**Written problem:**
Copy everything in the data below exactly except the pictures.

**Given data:**
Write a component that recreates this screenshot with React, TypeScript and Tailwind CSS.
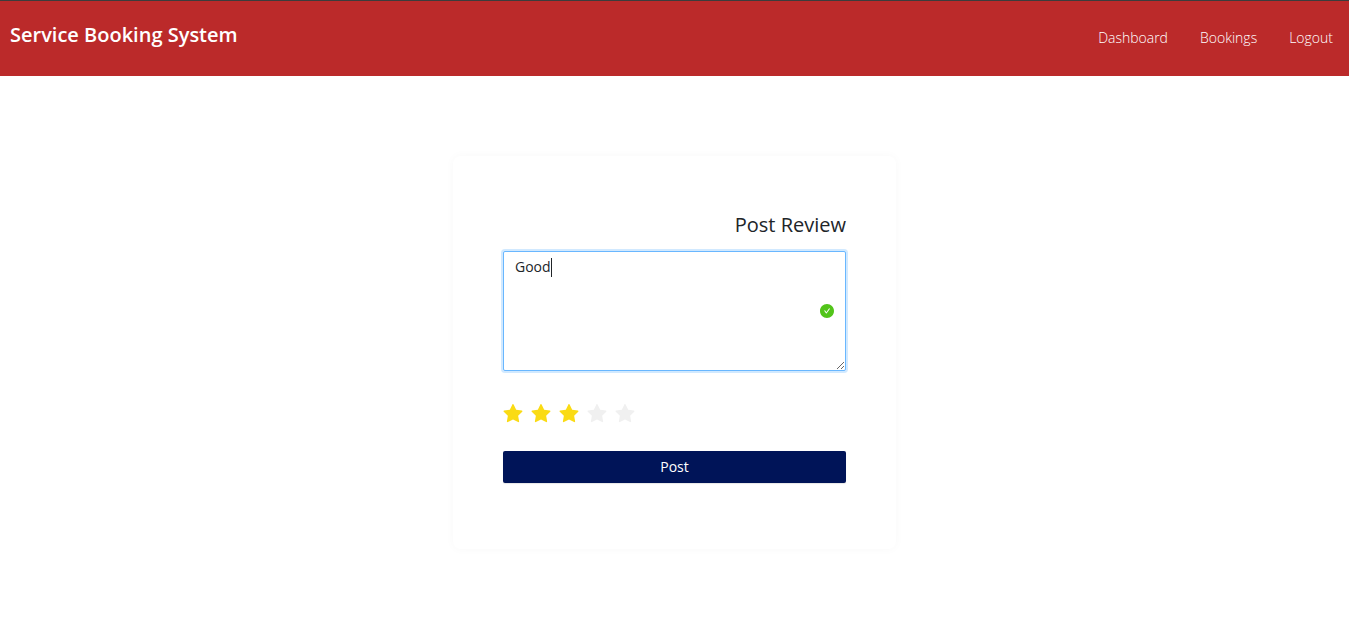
import { useState } from "react";

const links = ["Dashboard", "Bookings", "Logout"];
const starValues = [1, 2, 3, 4, 5];
const initialReview = "Good";

function Star({ value, active, onSelect }: { value: number; active: boolean; onSelect: (value: number) => void }) {
  return (
    <label className={`relative block cursor-pointer ${active ? "text-[#fadb14]" : "text-[#f0f0f0]"}`}>
      <input
        type="radio"
        name="rating"
        value={value}
        checked={active}
        onChange={() => onSelect(value)}
        aria-label={`${value} star`}
        className="absolute inset-0 size-5 cursor-pointer appearance-none"
      />
      <svg viewBox="64 64 896 896" className="size-5" fill="currentColor" aria-hidden="true">
        <path d="M908.1 353.1l-253.9-36.9L540.7 86.1c-3.1-6.3-8.2-11.4-14.5-14.5-15.8-7.8-35-1.3-42.9 14.5L369.8 316.2l-253.9 36.9c-7 1-13.4 4.3-18.3 9.3a32.05 32.05 0 00.6 45.3l183.7 179.1-43.4 252.9a31.95 31.95 0 0046.4 33.7L512 754l227.1 119.4c6.2 3.3 13.4 4.4 20.3 3.2 17.4-3 29.1-19.5 26.1-36.9l-43.4-252.9 183.7-179.1c5-4.9 8.3-11.3 9.3-18.3 2.7-17.5-9.5-33.7-27-36.3z" />
      </svg>
    </label>
  );
}

export default function App() {
  const [review, setReview] = useState(initialReview);
  const [rating, setRating] = useState(3);

  return (
    <div className="min-h-screen bg-white font-['Segoe_UI','Open_Sans',sans-serif] text-sm text-[#212529]">
      <header className="flex items-start justify-between border-t border-[#3c3c3c] bg-[#bb2a2a] pr-4 pb-[25px] pl-2.5 text-white">
        <h1 className="pt-5 text-xl leading-7 font-semibold">Service Booking System</h1>
        <nav className="flex gap-8 pt-6 text-sm leading-[26px] font-light">
          {links.map((link) => (
            <a key={link} href="#">
              {link}
            </a>
          ))}
        </nav>
      </header>

      <main className="flex justify-center px-2.5 pt-20">
        <form
          onSubmit={(event) => event.preventDefault()}
          className="w-1/3 min-w-80 rounded-lg p-[50px] pb-[66px] shadow-[0_0_10px_rgba(0,0,0,0.03)]"
        >
          <h2 className="pt-[3px] text-right text-xl leading-8 font-medium">Post Review</h2>

          <div className="relative mt-2.5 flex">
            <textarea
              aria-label="Review"
              autoFocus
              value={review}
              onChange={(event) => setReview(event.target.value)}
              className="h-[120px] w-full rounded-xs border border-[#69b7ff] bg-white px-[11px] py-1 text-sm leading-[22px] shadow-[0_0_0_2px_rgba(24,144,255,0.2)] outline-none"
            />
            {review === initialReview && (
              <span className="pointer-events-none absolute top-[7px] left-12 h-[19px] w-px bg-[#212529]" aria-hidden="true" />
            )}
            <svg
              viewBox="64 64 896 896"
              className="pointer-events-none absolute top-1/2 right-3 size-3.5 -translate-y-1/2 text-[#52c41a]"
              fill="currentColor"
              aria-hidden="true"
            >
              <path d="M512 64C264.6 64 64 264.6 64 512s200.6 448 448 448 448-200.6 448-448S759.4 64 512 64zm193.5 301.7l-210.6 292a31.8 31.8 0 01-51.7 0L318.5 484.9c-3.8-5.3 0-12.7 6.5-12.7h46.9c10.2 0 19.9 4.9 25.9 13.3l71.2 98.8 157.2-218c6-8.3 15.6-13.3 25.9-13.3H699c6.5 0 10.3 7.4 6.5 12.7z" />
            </svg>
          </div>

          <fieldset aria-label="Rating" className="mt-[33px] flex gap-2">
            {starValues.map((value) => (
              <Star key={value} value={value} active={value <= rating} onSelect={setRating} />
            ))}
          </fieldset>

          <button
            type="submit"
            className="mt-[27px] h-8 w-full cursor-pointer rounded-xs bg-[#001458] text-sm text-white shadow-[0_1px_1px_rgba(0,0,0,0.1)]"
          >
            Post
          </button>
        </form>
      </main>
    </div>
  );
}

**Exercise answer:**
Write a component that recreates this screenshot with React, TypeScript and Tailwind CSS.
import { useState } from "react";

const links = ["Dashboard", "Bookings", "Logout"];
const starValues = [1, 2, 3, 4, 5];
const initialReview = "Good";

function Star({ value, active, onSelect }: { value: number; active: boolean; onSelect: (value: number) => void }) {
  return (
    <label className={`relative block cursor-pointer ${active ? "text-[#fadb14]" : "text-[#f0f0f0]"}`}>
      <input
        type="radio"
        name="rating"
        value={value}
        checked={active}
        onChange={() => onSelect(value)}
        aria-label={`${value} star`}
        className="absolute inset-0 size-5 cursor-pointer appearance-none"
      />
      <svg viewBox="64 64 896 896" className="size-5" fill="currentColor" aria-hidden="true">
        <path d="M908.1 353.1l-253.9-36.9L540.7 86.1c-3.1-6.3-8.2-11.4-14.5-14.5-15.8-7.8-35-1.3-42.9 14.5L369.8 316.2l-253.9 36.9c-7 1-13.4 4.3-18.3 9.3a32.05 32.05 0 00.6 45.3l183.7 179.1-43.4 252.9a31.95 31.95 0 0046.4 33.7L512 754l227.1 119.4c6.2 3.3 13.4 4.4 20.3 3.2 17.4-3 29.1-19.5 26.1-36.9l-43.4-252.9 183.7-179.1c5-4.9 8.3-11.3 9.3-18.3 2.7-17.5-9.5-33.7-27-36.3z" />
      </svg>
    </label>
  );
}

export default function App() {
  const [review, setReview] = useState(initialReview);
  const [rating, setRating] = useState(3);

  return (
    <div className="min-h-screen bg-white font-['Segoe_UI','Open_Sans',sans-serif] text-sm text-[#212529]">
      <header className="flex items-start justify-between border-t border-[#3c3c3c] bg-[#bb2a2a] pr-4 pb-[25px] pl-2.5 text-white">
        <h1 className="pt-5 text-xl leading-7 font-semibold">Service Booking System</h1>
        <nav className="flex gap-8 pt-6 text-sm leading-[26px] font-light">
          {links.map((link) => (
            <a key={link} href="#">
              {link}
            </a>
          ))}
        </nav>
      </header>

      <main className="flex justify-center px-2.5 pt-20">
        <form
          onSubmit={(event) => event.preventDefault()}
          className="w-1/3 min-w-80 rounded-lg p-[50px] pb-[66px] shadow-[0_0_10px_rgba(0,0,0,0.03)]"
        >
          <h2 className="pt-[3px] text-right text-xl leading-8 font-medium">Post Review</h2>

          <div className="relative mt-2.5 flex">
            <textarea
              aria-label="Review"
              autoFocus
              value={review}
              onChange={(event) => setReview(event.target.value)}
              className="h-[120px] w-full rounded-xs border border-[#69b7ff] bg-white px-[11px] py-1 text-sm leading-[22px] shadow-[0_0_0_2px_rgba(24,144,255,0.2)] outline-none"
            />
            {review === initialReview && (
              <span className="pointer-events-none absolute top-[7px] left-12 h-[19px] w-px bg-[#212529]" aria-hidden="true" />
            )}
            <svg
              viewBox="64 64 896 896"
              className="pointer-events-none absolute top-1/2 right-3 size-3.5 -translate-y-1/2 text-[#52c41a]"
              fill="currentColor"
              aria-hidden="true"
            >
              <path d="M512 64C264.6 64 64 264.6 64 512s200.6 448 448 448 448-200.6 448-448S759.4 64 512 64zm193.5 301.7l-210.6 292a31.8 31.8 0 01-51.7 0L318.5 484.9c-3.8-5.3 0-12.7 6.5-12.7h46.9c10.2 0 19.9 4.9 25.9 13.3l71.2 98.8 157.2-218c6-8.3 15.6-13.3 25.9-13.3H699c6.5 0 10.3 7.4 6.5 12.7z" />
            </svg>
          </div>

          <fieldset aria-label="Rating" className="mt-[33px] flex gap-2">
            {starValues.map((value) => (
              <Star key={value} value={value} active={value <= rating} onSelect={setRating} />
            ))}
          </fieldset>

          <button
            type="submit"
            className="mt-[27px] h-8 w-full cursor-pointer rounded-xs bg-[#001458] text-sm text-white shadow-[0_1px_1px_rgba(0,0,0,0.1)]"
          >
            Post
          </button>
        </form>
      </main>
    </div>
  );
}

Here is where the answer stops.